La parole s'est libérée et c'est déjà une grande victoire. Dans un élan de solidarité internationale, un nombre incroyable de femmes ont apporté le témoignage de leur harcèlement, agression sexuelle voire même de leur viol. Bravo à toutes ces femmes qui ont fait preuve d'un très grand courage.
De ce mouvement libérateur est né de nombreuses initiatives de lutte contre les violences faites aux femmes. Actions politiques - avec notamment l'annonce des nouvelles mesures d'Emmanuel Macron - mais aussi citoyennes et associatives. Un premier tabou a été brisé et il est désormais devenu audible par tou.te.s.
Mais ce mouvement nous concerne-t-il tou.te.s ? Qu'en est-il des hommes victimes de violence sexuelle ?
Il n'est pas réellement question ici des hommes victimes de violences faites par les femmes car les chiffres restent marginaux : sur une année, 6 femmes sont condamnées pour viol sur des personnes de plus de 15 ans (victimes femmes et hommes) contre 765 hommes. Soit moins de 1% des condamnations ! (1)
Par contre, ce sont près de 14 000 hommes, de 18 à 75 ans, qui sont victimes de viol ou d'une tentative (1). Et ce n'est pas rien. La parole ne s'est malheureusement pas encore libérée pour ces hommes, comme si notre société n'était pas encore prête à entendre ce tabou ultime.

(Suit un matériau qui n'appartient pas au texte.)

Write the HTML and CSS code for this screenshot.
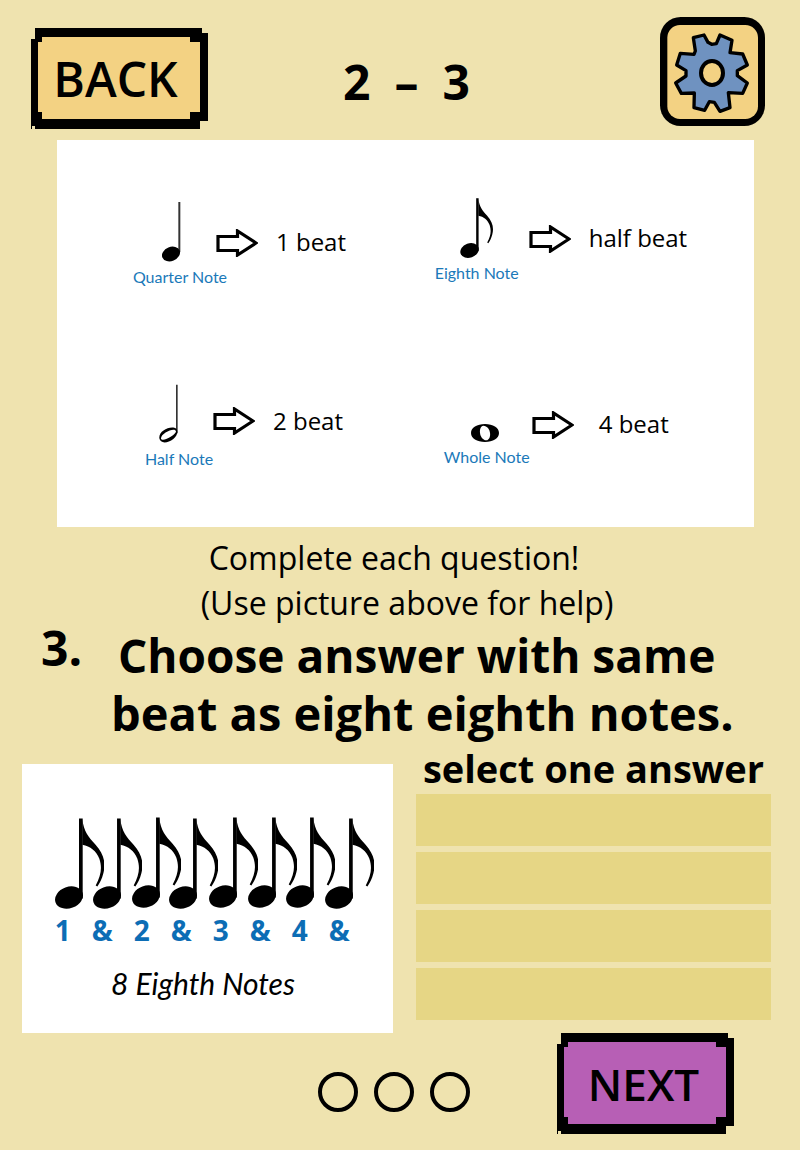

Les violences sexuelles ne sont donc pas uniquement perpétrées par des hommes sur des femmes mais elles le sont aussi sur des hommes. Et in fine, le véritable sujet est-il réellement du traitement de la violence sexuelle sur les femmes ou de la violence sexuelle tout court ? Et si on avait le courage de se regarder en face et de voir que le problème de la violence sexuelle est principalement d'origine masculine?
Les hommes qui harcèlent, agressent et violent. Voilà le vrai sujet à traiter.
Nous ne pouvons pas nous borner à ne traiter ce problème que sous l'unique prisme des femmes victimes. C'est à la fois une discrimination sexuelle et une manière de se conforter dans un profond déni social. Et c'est le meilleur moyen pour ne rien solutionner du tout. Car tant que nous ne verrons pas la véritable cause de notre problème, nous ne pourrons le résoudre.
Et il y a tout une sémantique très significative derrière tout cela. Il y a une différence fondamentale entre dire "lutter contre les violences faites aux femmes" et "lutter contre la violence masculine". On passe du protagoniste de la victime - et une fois de plus uniquement féminine - à celui de l'agresseur masculin. On se penche alors non plus sur la femme victime mais sur l'agresseur masculin, sa responsabilité dans l'acte de violence, les raisons qui l'ont poussé à agresser et devenir un prédateur.
Ce n'est qu'à ce moment précis que l'on pourra s'emparer du véritable problème de fond, on pourra alors sortir de la culture du viol et du débat sur la manière dont nous les femmes nous nous habillons, à quelle heure nous sortons le soir, accompagnées ou non, etc. Il s'agira alors de remettre la responsabilité sur le prédateur et non sur la victime et le prisme par lequel nous observons tout cela est d'une importance capitale. Le débat n'est pas de savoir ce que font les femmes ou pas lors de leur agression mais uniquement : pourquoi cet homme a-t-il agressé sexuellement cette femme ? Pourquoi et comment un homme de 30 ans peut-il avoir envie d'avoir une relation sexuelle avec un.e mineur.e de moins de 15 ans ? Pourquoi l'a-t-il manipulé.e ? Est-il sain d'esprit ? C'est ça, le véritable débat.
Et ce n'est qu'à ce moment que l'on pourra réellement débattre des fondements de cette violence sexuelle pour mieux l'apprivoiser dans l'espoir de prévenir mais aussi de guérir tou.te.s ensemble, victimes et agresseurs.